O sr. Pinto Coelho: — Apoiado, apoiado.

O Orador: — Ainda bem que comecei a agradar ao nobre deputado.

O sr. Pinto Coelho: — É sincero no que me agrada e no que me não agrada. Faço-lhe esta justiça.

O Orador: — Eu agradeço o conceito em que me tem e as suas palavras, das quaes concluo que tenho cumprido fielmente a promessa com que comecei este discurso. Devo porém advertir que eu não me refiro á India nem ao Congo determinadamente, mas a toda a Africa portugueza.

É necessario que tratemos de organisar a administração ecclesiastica no ultramar. E n'esta parte vou expender uma opinião que não está em contradicção com a que ha tempo expendi n'esta casa, mas que é, não o quero negar, uma modificação d'ella. Ria-se quem quizer e podér d'esta mudança de opinião. Temos o dever, muitas vezes penoso, de dizer o que sentimos, de fazer politica da consciencia e verdade, e não verdade e consciencia da politica. Entendo que nós não podemos satisfazer como devemos ás necessidades do padroado, sobretudo na Africa por dois meios: com muito dinheiro, ou com dois seminarios, um na Asia e outro na Africa, e duas corporações de missionarios n'estas duas partes do mundo. Não fallo das ordens monasticas nem das regulares. Fallo do espirito da corporação animando o espirito religioso, e avivando o zêlo com o exemplo e com a disciplina; fallo de corporações conformes á luz do seculo e ao systema que nos rege. Não quero que resuscitem o passado.
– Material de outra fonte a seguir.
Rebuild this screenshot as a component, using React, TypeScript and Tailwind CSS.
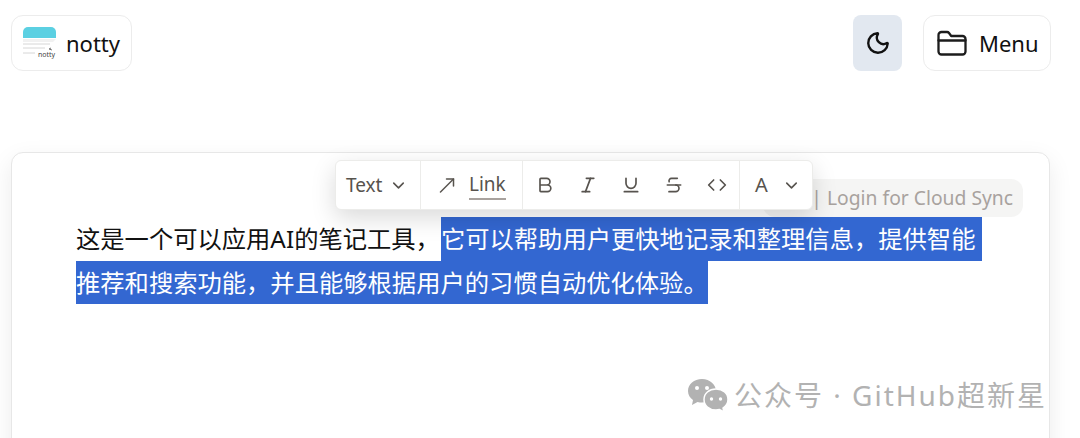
import { Bold, ChevronDown, Code, Italic, Moon, Strikethrough, Underline } from 'lucide-react';

const font = "font-['Noto_Sans','Noto_Sans_CJK_SC',sans-serif]";

function Logo() {
  return (
    <svg width="34" height="32" viewBox="0 0 34 32" className="shrink-0">
      <path d="M0 5a5 5 0 0 1 5-5h23a5 5 0 0 1 5 5v6H0z" fill="#5bd0e2" />
      <path d="M0 12h33l-3 3H0z" fill="#f1f1f1" />
      <path d="M0 17h27M0 21h22M0 26h12" stroke="#d6d6d6" strokeWidth="1" />
      <path d="M28 21l-2 1 3 1" stroke="#777" strokeWidth="1" fill="none" />
      <text x="15" y="30" fontSize="7" fill="#444" fontFamily="Noto Sans, sans-serif">notty</text>
    </svg>
  );
}

function FolderIcon() {
  return (
    <svg width="30" height="26" viewBox="0 0 30 26" fill="none" stroke="#1c1c1c" strokeWidth="2.300" strokeLinejoin="round" strokeLinecap="round" className="shrink-0">
      <path d="M1.500 5a3 3 0 0 1 3-3h5.500a2.500 2.500 0 0 1 2 1l2.200 3H25.500a3 3 0 0 1 3 3v12.500a3 3 0 0 1-3 3h-21a3 3 0 0 1-3-3z" />
      <path d="M1.500 10.500h27" />
    </svg>
  );
}

function LinkArrow() {
  return (
    <svg width="16" height="16" viewBox="0 0 16 16" fill="none" stroke="currentColor" strokeWidth="1.500" strokeLinecap="round" strokeLinejoin="round" className="shrink-0">
      <path d="M1.500 15L14.500 2" />
      <path d="M7.500 2h7v7" />
    </svg>
  );
}

function WeChatIcon() {
  return (
    <svg width="41" height="33" viewBox="0 0 41 33" className="shrink-0">
      <path d="M15 0C7 0 1 5 1 12c0 4 2 7 5 9l-1 5 5.500-3c1.500.4 3 .6 4.500.6C23 23.600 29 18 29 12S23 0 15 0z" fill="#b2b2b2" />
      <path d="M29 10c-7 0-12 4.500-12 10.500S22 31 29 31c1.200 0 2.300-.2 3.500-.5L37 33l-1-4c3-2 5-5 5-8.500C41 14.500 36 10 29 10z" fill="#b2b2b2" stroke="#fff" strokeWidth="1.500" />
      <circle cx="10" cy="9" r="2" fill="#fff" />
      <circle cx="20" cy="9" r="2" fill="#fff" />
      <circle cx="24.500" cy="20" r="1.700" fill="#fff" />
      <circle cx="33.500" cy="20" r="1.700" fill="#fff" />
    </svg>
  );
}

const marks = [
  { Icon: Bold, key: 'bold' },
  { Icon: Italic, key: 'italic' },
  { Icon: Underline, key: 'underline' },
  { Icon: Strikethrough, key: 'strike' },
  { Icon: Code, key: 'code' },
];

function Toolbar() {
  return (
    <div className="absolute left-[323px] top-[7px] z-10 flex h-[50px] w-[478px] items-stretch rounded-md border border-[#ececea] bg-white text-[#57534e] shadow-[0_8px_24px_rgba(0,0,0,0.15)]">
      <div className="flex w-[85px] items-center gap-[7px] pl-[10px] text-[19px] border-r border-[#ececea]">
        <span>Text</span>
        <ChevronDown size={19} strokeWidth={2} />
      </div>
      <div className="flex w-[102px] items-center gap-[14px] pl-[18px] text-[19px] border-r border-[#ececea]">
        <LinkArrow />
        <span className="border-b-2 border-[#a8a29e] leading-[27px]">Link</span>
      </div>
      <div className="flex w-[217px] items-center gap-[23px] pl-[12px] border-r border-[#ececea]">
        {marks.map(({ Icon, key }) => (
          <Icon key={key} size={20} strokeWidth={2} />
        ))}
      </div>
      <div className="flex items-center gap-[14px] pl-[15px] text-[20px]">
        <span>A</span>
        <ChevronDown size={19} strokeWidth={2} />
      </div>
    </div>
  );
}

export default function App() {
  return (
    <div className={`${font} h-[438px] w-[1080px] overflow-hidden bg-white pl-[11px] pr-[30px] pt-[15px]`}>
      <header className="-mr-px flex h-[56px] items-stretch justify-between">
        <div className="flex w-[121px] items-center gap-[9px] rounded-xl border border-[#ececec] bg-white pl-[11px] text-[22px] text-[#111]">
          <Logo />
          <span>notty</span>
        </div>
        <div className="flex items-stretch gap-[21px]">
          <button className="flex w-[49px] items-center justify-center rounded-lg bg-[#e2e8f0] text-[#111]">
            <Moon size={26} strokeWidth={2.2} />
          </button>
          <button className="flex w-[128px] items-center gap-[12px] rounded-xl border border-[#ececec] bg-white pl-[13px] text-[22px] text-[#111]">
            <FolderIcon />
            <span>Menu</span>
          </button>
        </div>
      </header>

      <main className="relative mt-[81px] h-[400px] rounded-xl border border-[#e7e7e7] bg-white pl-[64px] pt-[64px] shadow-[0_8px_24px_rgba(0,0,0,0.08)]">
        <Toolbar />
        <div className="absolute right-[26px] top-[26px] flex h-[38px] w-[260px] items-center justify-end rounded-xl bg-[#f5f5f4] pr-[10px] text-[19.300px] text-[#a8a29e]">
          | Login for Cloud Sync
        </div>
        <div className="relative text-[24.300px] leading-[43px] text-[#111] whitespace-nowrap">
          <div className="flex h-[44px]">
            <span className="mr-[1px]">这是一个可以应用AI的笔记工具，</span>
            <span className="w-[541px] bg-[#3367d1] text-white">它可以帮助用户更快地记录和整理信息，提供智能</span>
          </div>
          <div className="flex h-[43px]">
            <span className="bg-[#3367d1] text-white">推荐和搜索功能，并且能够根据用户的习惯自动优化体验。</span>
          </div>
        </div>
        <div className="absolute left-[675px] top-[221px] flex items-center gap-[6px] whitespace-nowrap text-[28px] tracking-[2px] text-[#b2b2b2]">
          <WeChatIcon />
          <span>公众号 · GitHub超新星</span>
        </div>
      </main>
    </div>
  );
}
Sabe a camara as difficuldades que encontra o governo quando quer mandar um missionario para a Africa? O sacerdote ou recusa-se formalmente, ou pede vantagens extraordinarias. Vejo no primeiro caso falta do serviço, no segundo caso serviço caro. Estas difficuldades não me espantam, antes são naturaes. O sacerdote habituado á vida domestica, á companhia da familia e outras, difficilmente troca estes commodos pelas durezas dos rochedos e pelas soledades dos desertos da Africa; difficilmente deixa os ocios, fartos pelas perseguições, trabalhos e pobrezas inseparaveis do cargo de missionario.

O sr. Pinto Coelho: — O sr. José Julio que responda a isso.